Vendor-and-buyer marketplace. The exhibition floor is the main attraction, with hundreds or thousands of booths showing products. Often runs alongside a conference program but the floor is what people come for. Best for vendor evaluation, sourcing, and seeing live demos. See what is a trade show for more.

5. Convention

The annual gathering of a membership body — a trade association, professional society, political party, religious organization, or fan community. The agenda revolves around member rituals (general meetings, elections, awards) alongside an educational program. Often very large because the host has a big membership base. See conference vs convention for more.

6. Expo

Short for exposition. Functionally close to a trade show — the floor and the exhibitor list are the main draws — but the term is more often used for consumer-facing or cross-industry events. CES is technically an expo (Consumer Electronics Show). NRF Big Show, IBC, Mobile World Congress all sit in this neighborhood. The line between “expo” and “trade show” is mostly marketing.

7. Workshop

Hands-on. Workshop attendees expect to leave having done something — written code, drafted a strategy document, run an experiment. Usually half a day to two days, capped at 20–50 participants so the instructor can give individual attention. Often run as pre-events alongside larger conferences.

8. Seminar

Smaller and more interactive than a conference talk — usually one or two presenters, lots of back-and-forth with the audience, closer in spirit to a graduate seminar class. Often part of a recurring weekly or monthly series at a single institution rather than a standalone travel event.

9. Hackathon

Time-boxed building event. Participants form teams and ship something — a prototype, a working demo, a research paper draft — within 24 to 72 hours. The deliverable is the point, and the format relies on caffeine, intensity, and a shared deadline. Common in software, hardware, civic tech, and increasingly in policy and design.

10. Unconference

Participant-driven. The agenda is built collaboratively at the start of the event by the attendees themselves — anyone can propose a session, and the schedule emerges from a shared whiteboard or wiki. Sessions are informal discussions rather than scripted talks. Works best for tight communities (50–200 people) where everyone has expertise to contribute. The Foo Camp / BarCamp lineage is the canonical example.
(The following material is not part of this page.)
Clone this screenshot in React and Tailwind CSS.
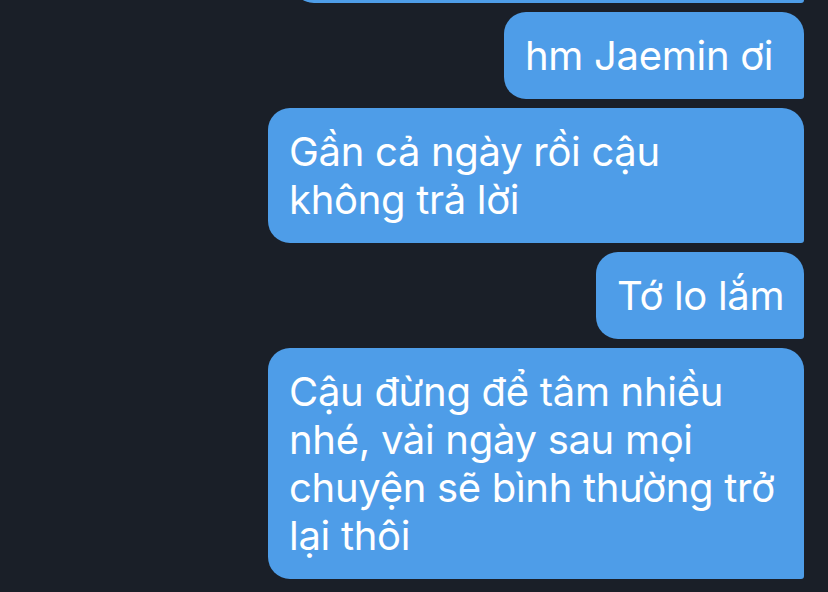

How to choose the right format

Start with what you actually want from the event:

  • Learning new techniques: conference or workshop.
  • Senior peer access and strategic conversations: summit.
  • Deep technical discussion on a narrow topic: symposium.
  • Vendor evaluation, sourcing, hiring: trade show or expo.
  • Community gathering of a profession or fan group: convention.
  • Building or shipping something hands-on: hackathon.
  • Community-driven discussion among experts: unconference.
  • Structured teaching from a small group of experts: seminar.

The labels matter less than the underlying structure. When evaluating an event, check the agenda — sessions per day, total tracks, ratio of presentation to discussion, presence of an expo floor, attendee-screening process — not the word in the name. Two events branded as “summits” can be wildly different formats; two events branded as “conferences” can be nearly identical to each other.

Frequently asked questions

What are the main types of conferences?

Traditional conferences, summits, symposia, trade shows, conventions, expos, workshops, seminars, hackathons, and unconferences. They differ along audience size, session structure, and host type.

What's the difference between a conference and an expo?

A conference is built around sessions and content; an expo is built around the exhibition floor. Many events combine both, but the website's emphasis tells you which is the primary draw.

What is an unconference?

A participant-driven event where the agenda is built collaboratively at the start by the attendees themselves. Sessions are usually informal discussions rather than scripted talks.

How do I choose the right format?

Start with what you actually want from the event — learning, peer access, vendor evaluation, building, community — and pick the format that structurally supports it.